This season we are in has me interested in neighborhood love, I’m not refering to the boy sees girl and girl sees boy kind of love, but the ultimate commandment of loving your neighbor as yourself. As I was reviewing my thoughts for an entirely different post; I received a twitter notification, and as soon as I began to scroll through my TL, I saw several adverts about valentine’s Day sales; after that I went over to Instagram and there it was again, another valentine’s Day sales, “50% promo extended till the end of the month in the spirit of valentine’s Day and the month of love”; in those exact words.
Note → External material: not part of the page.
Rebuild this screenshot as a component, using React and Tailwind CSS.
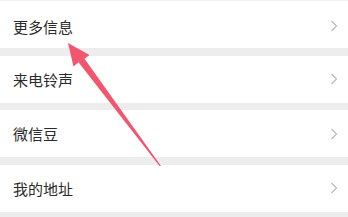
import React from "react";

const items = ["更多信息", "来电铃声", "微信豆", "我的地址"];

function Chevron() {
  return (
    <svg width="8" height="12" viewBox="0 0 8 12" className="shrink-0">
      <path d="M1.5 1 L6.5 6 L1.5 11" fill="none" stroke="#b8b8b8" strokeWidth="1.2" />
    </svg>
  );
}

export default function App() {
  return (
    <div
      className="relative w-[348px] h-[217px] overflow-hidden bg-[#ededed]"
      style={{ fontFamily: '"Noto Sans CJK SC", "Noto Sans", sans-serif' }}
    >
      <div className="flex flex-col gap-[7.5px]">
        {items.map((t, i) => (
          <div
            key={t}
            className={
              "flex items-center justify-between bg-white pl-[13px] pr-[10px] " +
              (i === 0 ? "h-[48px] pt-[3px] border-t border-[#f2f2f2]" : "h-[47px]")
            }
          >
            <span className="text-[15px] text-[#2b2b2b] leading-none">{t}</span>
            <Chevron />
          </div>
        ))}
      </div>
      <svg className="absolute left-0 top-0 pointer-events-none" width="348" height="217">
        <polygon
          points="68,43 89.5,55 84.5,58.7 161,166 159.5,166 78.5,62.3 73.5,66.5"
          fill="#f2566e"
        />
      </svg>
    </div>
  );
}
Maybe there is something the God of Love is trying to tell me I mumbled. Its been 8 days since valentine’s Day, and so far so good all that is left are sales and promo items in the name of love. I thought that came and left so fast, like every other feb 14th before this.
Despite all of the noise and shenanigans surrounding this day and month of love, we know there are people who didn’t get love at all. Like people who do not have a special someone in their lives or the people who have been heartbroken too many times to care about celebrating love. Although the original purpose of February 14th is a bit muddled, seeing how it has now become a day for exchange of gifts and romance between lovers; I still think there’s more that we can do, and that everyone needs love. We are more familiar with wife-husband, father-daughter, mother-son, brother-sister, boyfriend-girlfriend kind of loves, while the neighbor-neighbor love is suffering neglect.
Your neighbors are not just the buildings to your left, right, front and back, not all your neighbors have the luxury of a front door with a bell and walls. Your neighbors are not especial to the people who live in the same context as you, in a home.
A mallam who sells suya on your street. An aboki who cooks noodles and delicious eggs with hot firewood tea and soft bread to make a living.
A woman with five children who runs a grinding machine down your street and fries akara at night.
A young boy who fills 10 gallons of water and pushes them around under the sun or just waiting in a corner somewhere looking for someone to sell to.
Regardless of where you live, be it on a well planned street surrounded by trees and shrubs, in an ensuite of single rooms surrounded by dirty water, in between these two sides of residences, or maybe it’s an estate secluded from the rest of the world; you have these neighbors.
There’s hardly a person who doesn’t know these people, almost everywhere you go you’ll find at least one or all of these people along our streets.
Even the man who lives in an estate will find some of these people just down the road from the gate of his estate.
Some of them are homeless, and have to sleep in the small spaces they have set up for their little businesses.
The irony is that some of these people are more hardworking than the average house owner on that street.
That homeless man, the “mai barrow and mai shai”, the suya man, the taxi driver who left his family in the West to run a business in the North, deserves your show of love.
Some of us look down on these people because of their appearances and the nature of their hustle.
A rapport with them might create a whole new perspective for you, but most importantly, if you have the opportunity to show them love, do not hesitate.